На основе этого различения Ленин приходит к выводам огромной важности. И первым делом касательно того, что тогда называлось «кризисом в физике». Ленин восстанавливает истину: физика переживает отнюдь не кризис, а, напротив, бурный рост. Материя не «исчезла». Просто изменилось содержание научного понятия материи, и будет изменяться снова и снова, ибо процесс познания бесконечен, как и сам объект познания.

Мнимый научный кризис в физике — всего лишь философский кризис, вернее, транс, в котором идеологи, даже будучи по профессии учеными, открыто нападают на материализм. Когда они заявляют, будто материя исчезла, это выражение их тайного желания: чтобы исчез материализм.

Ленин обличает и опровергает всех этих ученых философов-однодневок, вообразивших, будто пришла их пора. А что от них осталось? Кто еще помнит их имена? Пусть Ленин был невеждой в философии, но в здравом суждении ему не откажешь. И какой профессиональный философ решился бы, подобно ему, отважно ринуться вперед и один против всех без промедления и без колебаний ввязаться в битву, грозившую неминуемым поражением? Назовите мне хотя бы одно имя кроме Гуссерля — объективно союзника Ленина в борьбе с эмпиризмом и историзмом, но союзника временного, который не смоге ним сойтись: ведь Гуссерль, как истинный «философ», думал, что движется «в каком-то направлении».

Но значение ленинского тезиса не ограничивается этим умозаключением, оно гораздо важнее.

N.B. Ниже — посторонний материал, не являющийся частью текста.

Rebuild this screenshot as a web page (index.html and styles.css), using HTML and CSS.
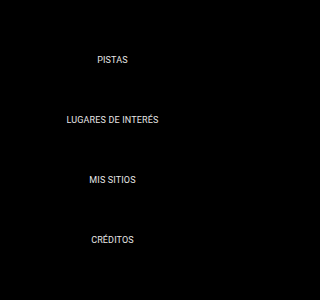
FILE: index.html
```html
<!DOCTYPE html>
<html lang="es">
<head>
<meta charset="utf-8">
<link rel="stylesheet" href="styles.css">
</head>
<body>
<nav class="menu">
  <div class="item">PISTAS</div>
  <div class="item">LUGARES DE INTERÉS</div>
  <div class="item">MIS SITIOS</div>
  <div class="item">CRÉDITOS</div>
</nav>
</body>
</html>
```
FILE: styles.css
```css
html, body {
  margin: 0;
  padding: 0;
  background: #000;
  width: 225px;
  height: 300px;
  overflow: hidden;
}
.menu {
  box-sizing: border-box;
  height: 300px;
  padding: 30px 0;
  display: grid;
  grid-template-rows: repeat(4, 60px);
  justify-items: center;
  align-items: center;
}
.item {
  font-family: Roboto, "Noto Sans", sans-serif;
  font-size: 9px;
  line-height: 12px;
  color: #e6e6e6;
  letter-spacing: 0.15px;
}
```
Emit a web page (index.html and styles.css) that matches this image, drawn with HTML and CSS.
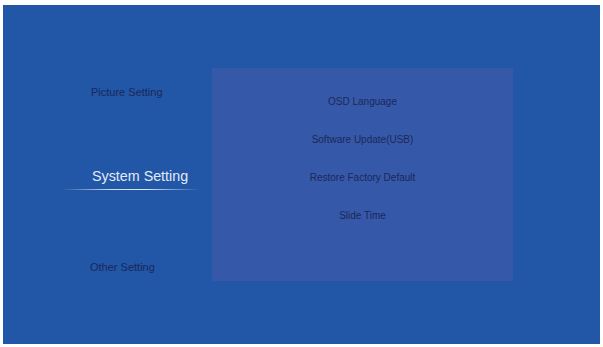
FILE: index.html
```html
<!DOCTYPE html>
<html>
<head>
<meta charset="utf-8">
<link rel="stylesheet" href="styles.css">
</head>
<body>
<div class="screen">
  <div class="menu">
    <div class="menu-item">Picture Setting</div>
    <div class="menu-item active">System Setting</div>
    <div class="underline"></div>
    <div class="menu-item other">Other Setting</div>
  </div>
  <div class="panel">
    <div class="option">OSD Language</div>
    <div class="option">Software Update(USB)</div>
    <div class="option">Restore Factory Default</div>
    <div class="option">Slide Time</div>
  </div>
</div>
</body>
</html>
```
FILE: styles.css
```css
html, body {
  margin: 0;
  padding: 0;
  background: #ffffff;
}
body {
  font-family: "Liberation Sans", Arial, sans-serif;
}
.screen {
  margin: 5px 3px 0 3px;
  height: 339px;
  background: #2256a6;
  display: flex;
  align-items: flex-start;
}
.menu {
  width: 209px;
  padding-top: 80px;
  padding-left: 88px;
  box-sizing: border-box;
  display: flex;
  flex-direction: column;
  align-items: flex-start;
}
.menu-item {
  font-size: 11px;
  line-height: 14px;
  color: #1a285a;
  white-space: nowrap;
}
.menu-item.active {
  margin-top: 68px;
  font-size: 14.3px;
  line-height: 18px;
  color: #e2eaf9;
  margin-left: 1px;
}
.underline {
  margin-top: 4px;
  margin-left: -30px;
  width: 139px;
  height: 1px;
  background: linear-gradient(to right, rgba(200,215,240,0), #c9d6f0 35%, #dfe8f8 60%, rgba(200,215,240,0));
}
.menu-item.other {
  margin-top: 70px;
  margin-left: -1px;
}
.panel {
  margin-top: 63px;
  width: 301px;
  height: 213px;
  background: #3658a8;
  padding-top: 28px;
  box-sizing: border-box;
  display: flex;
  flex-direction: column;
  align-items: center;
  gap: 26px;
}
.option {
  font-size: 10px;
  line-height: 12px;
  color: #1a285a;
  white-space: nowrap;
}
```
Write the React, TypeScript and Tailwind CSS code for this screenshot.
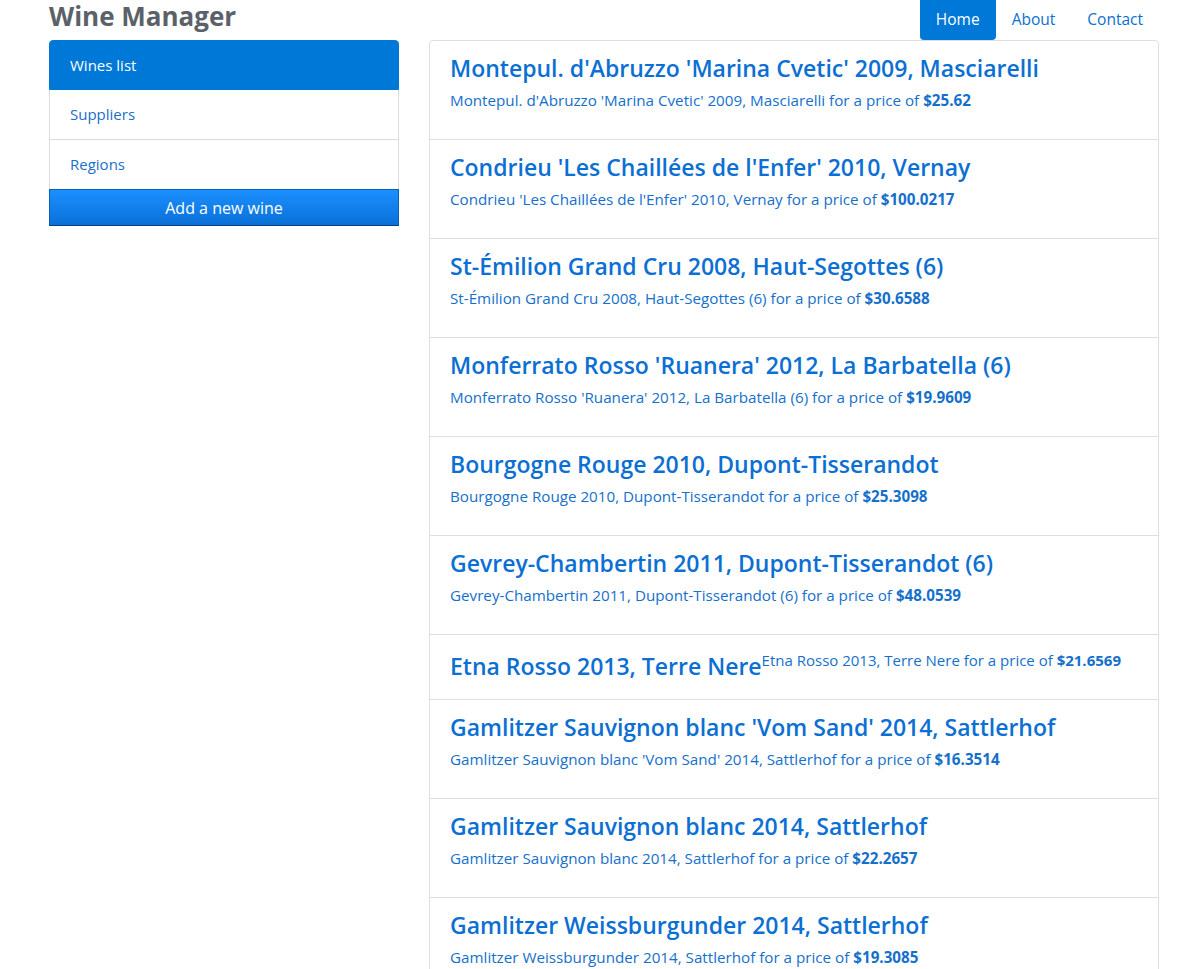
import React from "react";

const wines = [
  { name: "Montepul. d'Abruzzo 'Marina Cvetic' 2009, Masciarelli", price: "$25.62" },
  { name: "Condrieu 'Les Chaillées de l'Enfer' 2010, Vernay", price: "$100.0217" },
  { name: "St-Émilion Grand Cru 2008, Haut-Segottes (6)", price: "$30.6588" },
  { name: "Monferrato Rosso 'Ruanera' 2012, La Barbatella (6)", price: "$19.9609" },
  { name: "Bourgogne Rouge 2010, Dupont-Tisserandot", price: "$25.3098" },
  { name: "Gevrey-Chambertin 2011, Dupont-Tisserandot (6)", price: "$48.0539" },
  { name: "Etna Rosso 2013, Terre Nere", price: "$21.6569", inline: true },
  { name: "Gamlitzer Sauvignon blanc 'Vom Sand' 2014, Sattlerhof", price: "$16.3514" },
  { name: "Gamlitzer Sauvignon blanc 2014, Sattlerhof", price: "$22.2657" },
  { name: "Gamlitzer Weissburgunder 2014, Sattlerhof", price: "$19.3085" },
];

function WineItem({ wine, last }: { wine: (typeof wines)[number]; last: boolean }) {
  if (wine.inline) {
    return (
      <div className={`px-5 pt-[14px] h-[65px] ${last ? "" : "border-b border-[#dfdfdf]"}`}>
        <div className="flex items-start">
          <h4 className="text-[23px] leading-[34px] font-semibold text-[#0b6fd3]">{wine.name}</h4>
          <p className="text-[15px] leading-[22px] text-[#1570cc]">
            {wine.name} for a price of <b className="font-bold">{wine.price}</b>
          </p>
        </div>
      </div>
    );
  }
  return (
    <div className={`px-5 pt-[12px] h-[99px] ${last ? "" : "border-b border-[#dfdfdf]"}`}>
      <h4 className="text-[23px] leading-[30px] font-semibold text-[#0b6fd3] mb-[6px]">{wine.name}</h4>
      <p className="text-[15.2px] leading-[22px] text-[#1570cc]">
        {wine.name} for a price of <b className="font-bold">{wine.price}</b>
      </p>
    </div>
  );
}

export default function App() {
  return (
    <div className="min-h-screen bg-white" style={{ fontFamily: "'Open Sans', 'Noto Sans', sans-serif" }}>
      <div className="pl-[49px] pr-[25px]">
        <header className="flex items-start justify-between h-[40px]">
          <h1 className="text-[26px] leading-[34px] font-bold text-[#5b6168] -mt-[1px]">Wine Manager</h1>
          <nav className="flex text-[15.5px]">
            <a className="h-[40px] px-4 flex items-center bg-[#0078d7] text-white rounded-b-[4px]">Home</a>
            <a className="h-[40px] px-4 flex items-center text-[#0a6fd3]">About</a>
            <a className="h-[40px] px-4 flex items-center text-[#0a6fd3]">Contact</a>
          </nav>
        </header>

        <div className="flex gap-[30px] items-start">
          <aside className="w-[350px] shrink-0">
            <div className="flex flex-col text-[15px]">
              <a className="h-[50px] px-5 flex items-center bg-[#0078d7] text-white rounded-t-[4px] border border-[#0078d7]">
                Wines list
              </a>
              <a className="h-[50px] px-5 flex items-center text-[#1a6fc9] border-x border-b border-[#dcdcdc]">
                Suppliers
              </a>
              <a className="h-[49px] px-5 flex items-center text-[#1a6fc9] border-x border-[#dcdcdc]">
                Regions
              </a>
              <button className="h-[37px] w-full text-[16px] text-white bg-gradient-to-b from-[#1b90ff] to-[#0a70d8] border border-[#0a5fb8] border-b-[#06407f]">
                Add a new wine
              </button>
            </div>
          </aside>

          <main className="w-[730px] border border-[#dfdfdf] rounded-t-[4px]">
            {wines.map((w, i) => (
              <WineItem key={i} wine={w} last={i === wines.length - 1} />
            ))}
          </main>
        </div>
      </div>
    </div>
  );
}
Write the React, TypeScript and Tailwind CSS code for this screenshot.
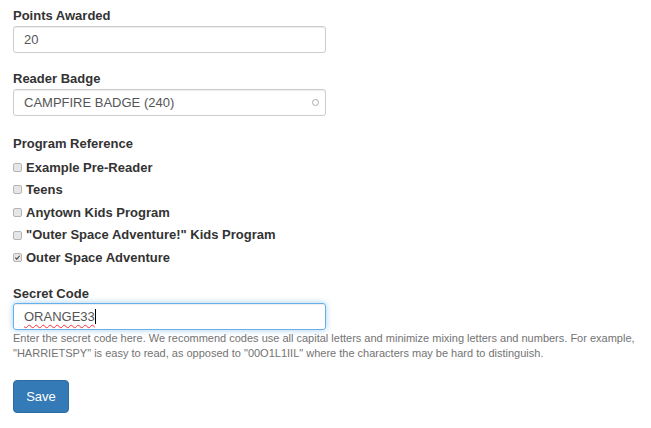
import React from 'react';

const programs = [
  { label: 'Example Pre-Reader', checked: false },
  { label: 'Teens', checked: false },
  { label: 'Anytown Kids Program', checked: false },
  { label: '"Outer Space Adventure!" Kids Program', checked: false },
  { label: 'Outer Space Adventure', checked: true },
];

const Box = ({ checked }: { checked: boolean }) => (
  <span className="flex h-[9px] w-[9px] items-center justify-center rounded-[2px] border border-[#b5b5b5] bg-[#e6e6e6]">
    {checked && (
      <svg viewBox="0 0 8 8" className="h-[7px] w-[7px]">
        <path d="M1.5 4.2 L3.2 5.8 L6.5 2" fill="none" stroke="#444" strokeWidth="1.3" />
      </svg>
    )}
  </span>
);

const App = () => {
  return (
    <div className="h-[428px] w-[651px] bg-white pl-[13px] pt-[7px] font-['Liberation_Sans',Arial,sans-serif] text-[#333]">
      {/* Points */}
      <div className="text-[13px] font-bold leading-[18px]">Points Awarded</div>
      <div className="mt-[1px] flex h-[27px] w-[313px] items-center rounded-[3px] border border-[#ccc] px-[10px] text-[13px] text-[#555] shadow-[inset_0_1px_1px_rgba(0,0,0,0.075)]">
        20
      </div>

      {/* Badge */}
      <div className="mt-[17px] text-[13px] font-bold leading-[18px]">Reader Badge</div>
      <div className="mt-[1px] flex h-[27px] w-[313px] items-center justify-between rounded-[3px] border border-[#ccc] pl-[10px] pr-[6px] text-[13px] text-[#555] shadow-[inset_0_1px_1px_rgba(0,0,0,0.075)]">
        <span>CAMPFIRE BADGE (240)</span>
        <span className="h-[7px] w-[7px] rounded-full border border-[#aaa]" />
      </div>

      {/* Programs */}
      <div className="mt-[19px] text-[13px] font-bold leading-[18px]">Program Reference</div>
      <div className="mt-[3px] flex flex-col">
        {programs.map((p, i) => (
          <div key={i} className="flex h-[22.6px] items-center gap-[4px] text-[13px] font-bold">
            <Box checked={p.checked} />
            <span>{p.label}</span>
          </div>
        ))}
      </div>

      {/* Secret code */}
      <div className="mt-[16px] text-[13px] font-bold leading-[18px]">Secret Code</div>
      <div className="flex h-[27px] w-[313px] items-center rounded-[3px] border border-[#66afe9] px-[10px] text-[13px] text-[#555] shadow-[inset_0_1px_1px_rgba(0,0,0,0.075),0_0_6px_rgba(102,175,233,0.6)]">
        <span className="underline decoration-red-500 decoration-wavy decoration-1 underline-offset-[3px]">ORANGE33</span>
        <span className="h-[15px] w-px bg-black" />
      </div>
      <p className="mt-[1px] w-[635px] text-[11px] leading-[15px] text-[#737373]">
        Enter the secret code here. We recommend codes use all capital letters and minimize mixing letters and numbers. For example, "HARRIETSPY" is easy to read, as opposed to "00O1L1IIL" where the characters may be hard to distinguish.
      </p>

      <button className="mt-[19px] h-[33px] w-[56px] rounded-[4px] border border-[#2e6da4] bg-[#337ab7] text-[13px] text-white">
        Save
      </button>
    </div>
  );
};

export default App;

Если необходимо проводить различие между философской категорией материи и любым научным понятием материи, из этого следует, что материалисты, применяющие философские категории к объектам науки, как если бы эти категории были научными понятиями, оказываются жертвами недоразумения. Вот пример: тот, кто станет концептуально применять категориальное соотношение материя — дух или материя — сознание, имеет все шансы впасть в паралогизм, ибо «противоположность материи и сознания имеет абсолютное значение только в пределах очень ограниченной области: в данном случае исключительно в пределах основного гносеологического вопроса о том, что признать первичным и что — вторичным (то есть в философии). За этими пределами (то есть в науке) относительность данного противоположения несомненна («Материализм и эмпириокритицизм»).

Не буду рассматривать здесь другие важнейшие последствия ленинского тезиса, например, то, что различие между философией и науками неизбежно открывает для Ленина возможность создать в будущем теорию истории научного познания, провозвестником которой становится ленинская теория об исторических пределах всякой истины (а значит, и всякого научного познания): эта теория мыслится им как теория различения абсолютной истины и относительной истины (здесь в одной паре категорий выражено различение между философией и науками и одновременно обоснована необходимость в теории истории науки).